In the results, we find the temporary objects, e.g. the woman and the flag, may not be totally removed. Looking carefully, we can see the shadows of them in the results. I think it is probably because of the limited sample number, which is 16. I believe if we use 50 samples or 100 samples or even more, then the result would be even much better. The reason why I did not do so is that finding suitable samples is kind of time consuming. Also, more samples means more computation time, which might make the program even more time consuming. As I think current result has clearly shown the points I wanted to show for this assignment, I decided not to increase the number of samples.

Moreover, when I did this assignment for the first time, some of the samples were transformed to nonsense images. I believe it is because in those samples, the light or the depth or the angle of the camera might vary too much from our standard one, sample_0, and therefore the computed homograph matrix is incorrect or even invalid. In this assignment, I just manually tested and aborted such samples.
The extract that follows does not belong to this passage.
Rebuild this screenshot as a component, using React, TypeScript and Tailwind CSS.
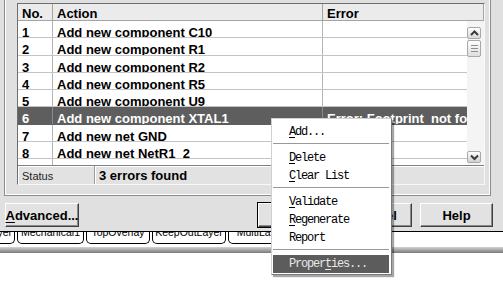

I would suggest an advanced step for this assignment to be that making an automatic program to retrieve and select "good" samples, which might even involve some machine learning related work. Due to the limited time and my limited image processing or machine learning experience, I would consider this advanced step is beyond the scope of this assignment.

5.6 Source

The workspace of this assignment is packed as photog_a5.zip, including all codes and sample photographs. Please run auto_align_samples first, then run avg_gradient. The resulting images are average_im, simple_median, precise_median, and output, respectively.